Originally Posted by kaplods
(Post 2681015)
Some foods are evil, and we become evil when we eat those foods. Some foods are virtuous, and we become virtuous by eating those foods.
Sounds irrational, doesn't it? Then why is it ever so easy to believe?
Food is neither good nor evil. In fact, there is even no such thing (in a vaccuum) as healthy food either. Now of course food can be healthy - but no one food is, because any food can become an unhealthy food, if is eaten to the exclusion of other healthy foods. It's all got to be taken in the wider context.
That's difficult though, because we're taught to think of food in a way we know is untrue (yet it's taught so effectively, that we suspect it MUST be true) - food (at least anything that tastes good) must be evil, after all we talk about food as if it were Sinfully delicious -decadent - indulgent - we talk of "being good" when being on our food plan, and "being bad," when eat something off plan (even just a tiny bit).
How do we get over those feelings? We reteach ourselves - we act as though we have two minds or personalities (because we do - at least two), and we have to make sure that the strongest part of ourselves acts as parent-teacher-best friend to the weaker and misguided parts.
I've been working on this whole weight management process since I was five years old (I turned 43 last week), and I'm finally getting pretty good at taking the "evil" and even the "naughty," and all of the other nasty judgements out of the entire weight and food issues. Weight and health management are skills - handy skills to have, but I don't have to wrap my self-worth and my conscience up in them, unless I choose to. When I know I'm mistaken in my thinking, I can tell myself so and move on.
The biggest problem with the food guilt cycle is that it tends to be a vicious one. The "customary" response to food guilt is to feel "what's the use," and to console oneself with even more "bad" foods, berate ourselves for making more bad choices, be more convinced of our unworthiness and perhaps even inability to make good ones (which we prove by making more self-destructive choices).
I'm trying to learn to avoid higher carb foods. I've been doing it for over a year now, and having mixed success (I'd say I fail more than I succeed, but that's obviously not true, because I'm succeeding enough to have lost 66 lbs, about 46 of them in the last 12 to 16 months). Pretty slow progress, but progress nonetheless.
In no other time in my life would I have considered 46 lbs in a year "success" - I would have called it pitiful - failure even, but if I'm going to use that definition, I plan on failing my way to my goal weight.

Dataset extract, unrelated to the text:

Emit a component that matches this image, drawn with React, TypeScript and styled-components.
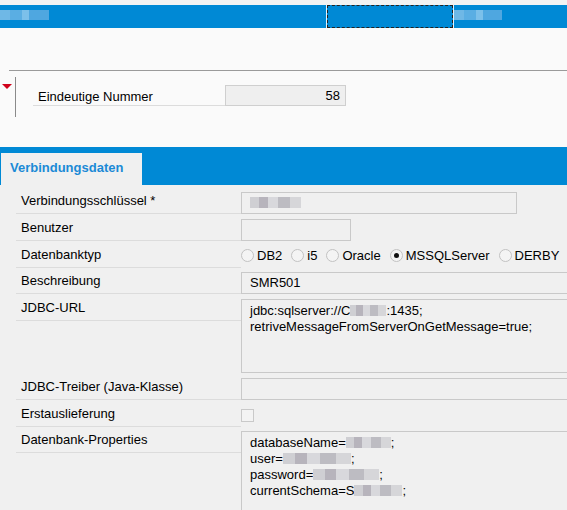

I see weight management, more like learning to play the piano. If I choose not to learn - or to stop learning, I won't be a bad person. I may never be a concert pianist (and that's ok, too). I've failed in the past because I didn't use methods that were successful for me, not because I was stupid or bad. It doesn't matter that I'm a slower learner than many people - and it doesn't even matter that I'm a slower learner than I was in my youth, what matters now is gaining the skill I want to have.
I think one of the reasons weight loss attempts are so often abandoned, is because we, if we follow the traditional path, make the process so miserable that no sane person can handle the prolonged agony. If you make the process pleasant, enjoyable, even fun - a way you are pampering (not punishing) yourself, there's no reason to dread the process.
A turning point for me was my doctor pointing out that even my slow weight loss puts me at the "head of the pack," if weight loss were to be compared to a race. Most people give in to the frustration and quit, so just staying in the race means you're succeeding. I've maintained my first 20 lb loss for three years - so I've been on a maintaining or losing "streak" for three years, even though it took me another two years to lose pound number 21. Still, while I can always find the dark cloud, the silver lining is still there. Ignoring the actual numbers and rate of loss, three years without a significant weight gain is an amazing "record" for me. I can lose sight of that easily, if I let myself fall into the traditional pattern of looking at the worst possible side of things.
All I can say, is talk to yourself. Tell yourself (over and over if necessary) what you know is true and want to believe. Eventually, you will believe it, and it will open a whole new world for you. One in which you're seeing the progress, not the failure in the skills you are gaining.